SUPPLIED ENTRIES:
↓

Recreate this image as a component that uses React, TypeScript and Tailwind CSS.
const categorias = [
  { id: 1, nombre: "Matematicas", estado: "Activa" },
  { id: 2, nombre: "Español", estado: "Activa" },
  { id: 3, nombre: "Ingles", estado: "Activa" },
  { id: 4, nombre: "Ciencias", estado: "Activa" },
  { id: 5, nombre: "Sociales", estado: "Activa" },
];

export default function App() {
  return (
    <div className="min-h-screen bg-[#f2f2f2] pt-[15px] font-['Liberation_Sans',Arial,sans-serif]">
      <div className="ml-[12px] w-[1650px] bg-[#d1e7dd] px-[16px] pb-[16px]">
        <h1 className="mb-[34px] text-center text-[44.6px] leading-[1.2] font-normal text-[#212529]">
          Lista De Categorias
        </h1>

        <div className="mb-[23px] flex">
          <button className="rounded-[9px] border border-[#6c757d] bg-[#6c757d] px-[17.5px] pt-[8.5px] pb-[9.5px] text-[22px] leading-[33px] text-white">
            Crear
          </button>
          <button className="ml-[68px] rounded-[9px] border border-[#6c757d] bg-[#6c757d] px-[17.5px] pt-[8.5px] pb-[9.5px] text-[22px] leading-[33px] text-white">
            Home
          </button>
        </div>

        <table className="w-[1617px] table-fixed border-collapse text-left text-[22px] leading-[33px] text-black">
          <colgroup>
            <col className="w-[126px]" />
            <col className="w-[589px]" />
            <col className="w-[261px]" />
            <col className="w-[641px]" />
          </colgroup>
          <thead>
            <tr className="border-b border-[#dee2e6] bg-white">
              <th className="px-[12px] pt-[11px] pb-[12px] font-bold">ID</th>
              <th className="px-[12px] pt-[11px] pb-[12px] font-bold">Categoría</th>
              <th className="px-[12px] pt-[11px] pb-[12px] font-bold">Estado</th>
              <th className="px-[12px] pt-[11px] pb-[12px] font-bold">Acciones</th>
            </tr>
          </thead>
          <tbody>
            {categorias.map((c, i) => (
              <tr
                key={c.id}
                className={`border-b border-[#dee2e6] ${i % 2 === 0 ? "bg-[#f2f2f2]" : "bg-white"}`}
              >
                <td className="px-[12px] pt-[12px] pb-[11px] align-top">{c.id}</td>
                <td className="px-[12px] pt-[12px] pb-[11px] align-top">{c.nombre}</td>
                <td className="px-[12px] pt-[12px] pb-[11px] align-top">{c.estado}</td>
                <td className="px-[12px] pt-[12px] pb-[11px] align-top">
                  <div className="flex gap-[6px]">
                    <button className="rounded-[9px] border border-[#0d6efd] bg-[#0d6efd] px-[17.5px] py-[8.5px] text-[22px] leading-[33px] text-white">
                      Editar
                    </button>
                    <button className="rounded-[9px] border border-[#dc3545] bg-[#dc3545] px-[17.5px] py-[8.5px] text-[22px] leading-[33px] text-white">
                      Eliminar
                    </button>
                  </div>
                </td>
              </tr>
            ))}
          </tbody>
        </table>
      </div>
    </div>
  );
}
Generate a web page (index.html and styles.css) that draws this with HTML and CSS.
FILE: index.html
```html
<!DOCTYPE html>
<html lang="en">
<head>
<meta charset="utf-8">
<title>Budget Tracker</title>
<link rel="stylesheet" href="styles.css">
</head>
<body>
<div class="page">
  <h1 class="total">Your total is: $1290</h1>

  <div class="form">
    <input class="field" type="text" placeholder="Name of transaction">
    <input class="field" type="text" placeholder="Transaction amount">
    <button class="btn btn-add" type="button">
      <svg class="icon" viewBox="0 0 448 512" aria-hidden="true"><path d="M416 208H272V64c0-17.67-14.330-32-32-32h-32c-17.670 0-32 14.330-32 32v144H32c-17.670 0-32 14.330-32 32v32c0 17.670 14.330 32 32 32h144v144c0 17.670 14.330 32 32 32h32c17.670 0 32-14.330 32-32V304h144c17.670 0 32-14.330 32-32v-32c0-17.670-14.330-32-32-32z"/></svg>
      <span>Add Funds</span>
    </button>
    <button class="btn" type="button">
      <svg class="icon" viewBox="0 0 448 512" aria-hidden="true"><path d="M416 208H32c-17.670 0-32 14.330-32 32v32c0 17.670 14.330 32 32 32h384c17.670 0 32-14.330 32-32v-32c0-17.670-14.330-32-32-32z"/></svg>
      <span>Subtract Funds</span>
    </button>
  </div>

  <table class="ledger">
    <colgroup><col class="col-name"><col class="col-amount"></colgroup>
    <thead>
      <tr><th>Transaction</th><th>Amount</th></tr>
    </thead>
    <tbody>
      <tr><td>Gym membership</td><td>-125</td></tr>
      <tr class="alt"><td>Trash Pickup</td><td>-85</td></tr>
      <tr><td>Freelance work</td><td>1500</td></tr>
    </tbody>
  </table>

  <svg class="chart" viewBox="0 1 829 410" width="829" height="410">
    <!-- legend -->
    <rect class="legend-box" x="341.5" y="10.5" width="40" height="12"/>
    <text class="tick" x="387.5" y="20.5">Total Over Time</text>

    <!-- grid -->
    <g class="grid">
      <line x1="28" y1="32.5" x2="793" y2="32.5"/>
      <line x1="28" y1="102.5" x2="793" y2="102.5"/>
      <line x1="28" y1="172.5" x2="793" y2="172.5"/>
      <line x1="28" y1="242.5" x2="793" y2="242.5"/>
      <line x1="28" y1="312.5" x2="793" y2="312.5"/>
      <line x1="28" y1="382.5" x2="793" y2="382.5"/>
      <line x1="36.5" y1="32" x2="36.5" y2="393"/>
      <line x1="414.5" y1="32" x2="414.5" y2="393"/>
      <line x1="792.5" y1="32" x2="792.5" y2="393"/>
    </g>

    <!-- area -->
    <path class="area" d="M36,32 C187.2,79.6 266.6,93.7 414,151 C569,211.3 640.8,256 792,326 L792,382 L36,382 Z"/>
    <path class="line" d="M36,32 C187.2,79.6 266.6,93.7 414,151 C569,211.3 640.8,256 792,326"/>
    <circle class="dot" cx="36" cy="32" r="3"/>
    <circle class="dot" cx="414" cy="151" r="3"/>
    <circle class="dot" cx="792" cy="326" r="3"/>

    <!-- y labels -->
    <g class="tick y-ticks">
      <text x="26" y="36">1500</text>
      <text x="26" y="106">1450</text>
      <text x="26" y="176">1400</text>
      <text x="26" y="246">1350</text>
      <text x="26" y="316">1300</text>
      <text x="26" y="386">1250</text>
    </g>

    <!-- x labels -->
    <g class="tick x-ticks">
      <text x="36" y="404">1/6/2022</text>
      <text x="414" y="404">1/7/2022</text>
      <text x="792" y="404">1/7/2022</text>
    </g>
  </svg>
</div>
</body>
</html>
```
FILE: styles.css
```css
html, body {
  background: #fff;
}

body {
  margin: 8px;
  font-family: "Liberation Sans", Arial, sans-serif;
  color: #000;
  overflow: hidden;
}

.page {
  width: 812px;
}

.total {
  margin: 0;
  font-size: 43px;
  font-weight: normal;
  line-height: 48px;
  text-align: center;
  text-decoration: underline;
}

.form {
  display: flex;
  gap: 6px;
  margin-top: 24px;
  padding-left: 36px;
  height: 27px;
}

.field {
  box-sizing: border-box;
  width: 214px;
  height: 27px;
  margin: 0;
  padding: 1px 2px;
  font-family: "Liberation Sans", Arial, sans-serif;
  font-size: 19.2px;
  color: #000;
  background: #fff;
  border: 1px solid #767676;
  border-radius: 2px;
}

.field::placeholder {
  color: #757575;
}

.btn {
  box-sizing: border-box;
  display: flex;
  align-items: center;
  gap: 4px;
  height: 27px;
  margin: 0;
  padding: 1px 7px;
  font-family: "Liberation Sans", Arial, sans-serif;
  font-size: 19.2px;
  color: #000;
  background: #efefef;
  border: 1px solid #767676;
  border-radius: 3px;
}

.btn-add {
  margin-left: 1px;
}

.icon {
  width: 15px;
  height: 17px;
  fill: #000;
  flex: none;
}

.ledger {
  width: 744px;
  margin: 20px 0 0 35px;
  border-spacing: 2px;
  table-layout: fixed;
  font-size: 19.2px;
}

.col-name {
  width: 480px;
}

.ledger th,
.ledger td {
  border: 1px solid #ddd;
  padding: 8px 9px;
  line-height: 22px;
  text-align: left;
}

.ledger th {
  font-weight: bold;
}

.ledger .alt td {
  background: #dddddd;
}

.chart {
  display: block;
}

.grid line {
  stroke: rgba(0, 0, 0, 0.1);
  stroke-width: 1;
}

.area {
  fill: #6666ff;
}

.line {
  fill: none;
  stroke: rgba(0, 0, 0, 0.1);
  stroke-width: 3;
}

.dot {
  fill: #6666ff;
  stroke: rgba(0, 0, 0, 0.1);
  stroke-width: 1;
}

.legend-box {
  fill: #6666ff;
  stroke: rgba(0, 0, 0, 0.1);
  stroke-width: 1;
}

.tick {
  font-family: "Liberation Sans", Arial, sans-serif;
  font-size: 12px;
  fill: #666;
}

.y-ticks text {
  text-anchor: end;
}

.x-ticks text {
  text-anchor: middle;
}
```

↑

GIVEN PROBLEM: Check each line of the records for the string "that" and state how many lines contain it. Give only the number.

CORRECT OUTPUT: 2